## [Task to carry out]
Everything from the first line of the data below through the line that contains "import React from" should be written out exactly, please, and nothing more; the pictures stay out.

═══ Source data

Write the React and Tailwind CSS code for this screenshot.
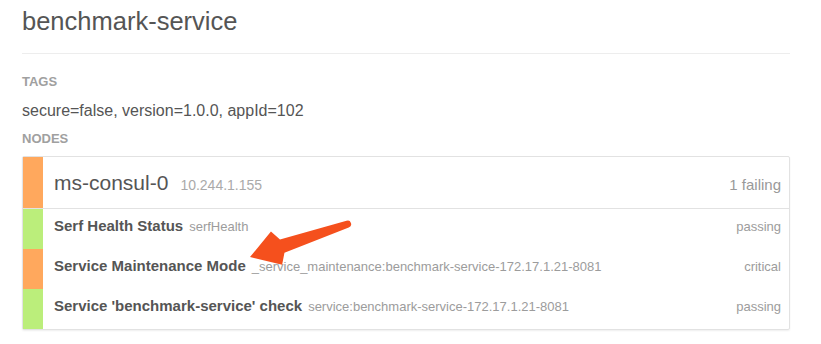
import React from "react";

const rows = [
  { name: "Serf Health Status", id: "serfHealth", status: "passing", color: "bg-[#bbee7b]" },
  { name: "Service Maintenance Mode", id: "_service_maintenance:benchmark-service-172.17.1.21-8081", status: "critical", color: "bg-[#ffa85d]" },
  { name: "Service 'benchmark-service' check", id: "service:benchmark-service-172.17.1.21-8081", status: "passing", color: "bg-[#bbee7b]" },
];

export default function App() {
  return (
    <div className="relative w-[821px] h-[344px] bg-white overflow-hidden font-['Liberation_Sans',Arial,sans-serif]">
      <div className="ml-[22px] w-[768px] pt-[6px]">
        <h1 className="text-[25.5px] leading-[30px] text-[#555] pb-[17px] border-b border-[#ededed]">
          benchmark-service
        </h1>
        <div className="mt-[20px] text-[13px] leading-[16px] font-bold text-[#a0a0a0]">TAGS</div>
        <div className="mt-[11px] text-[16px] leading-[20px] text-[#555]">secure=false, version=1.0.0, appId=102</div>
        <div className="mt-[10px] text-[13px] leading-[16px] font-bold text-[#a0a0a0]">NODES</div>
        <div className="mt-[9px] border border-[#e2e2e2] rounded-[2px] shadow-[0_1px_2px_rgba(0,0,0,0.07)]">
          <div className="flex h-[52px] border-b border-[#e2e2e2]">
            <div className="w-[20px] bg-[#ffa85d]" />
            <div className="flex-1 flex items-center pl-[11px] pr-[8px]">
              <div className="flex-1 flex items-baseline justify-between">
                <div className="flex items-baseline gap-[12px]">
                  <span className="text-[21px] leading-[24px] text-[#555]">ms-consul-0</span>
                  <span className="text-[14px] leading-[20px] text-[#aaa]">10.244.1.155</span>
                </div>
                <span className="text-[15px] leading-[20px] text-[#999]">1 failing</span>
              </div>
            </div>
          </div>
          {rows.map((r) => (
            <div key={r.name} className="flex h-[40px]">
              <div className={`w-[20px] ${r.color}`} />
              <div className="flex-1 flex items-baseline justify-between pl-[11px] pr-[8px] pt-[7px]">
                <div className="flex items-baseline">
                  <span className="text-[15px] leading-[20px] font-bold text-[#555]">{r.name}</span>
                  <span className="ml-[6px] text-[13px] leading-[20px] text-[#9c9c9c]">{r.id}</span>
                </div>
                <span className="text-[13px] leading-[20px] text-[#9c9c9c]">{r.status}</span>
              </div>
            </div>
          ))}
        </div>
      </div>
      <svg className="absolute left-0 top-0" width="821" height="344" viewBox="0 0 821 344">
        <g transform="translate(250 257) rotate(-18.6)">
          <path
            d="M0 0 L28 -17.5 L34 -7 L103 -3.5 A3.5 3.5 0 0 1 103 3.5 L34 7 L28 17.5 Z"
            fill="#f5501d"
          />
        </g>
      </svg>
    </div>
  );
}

══════

## [Result of the exercise]
Write the React and Tailwind CSS code for this screenshot.
import React from "react";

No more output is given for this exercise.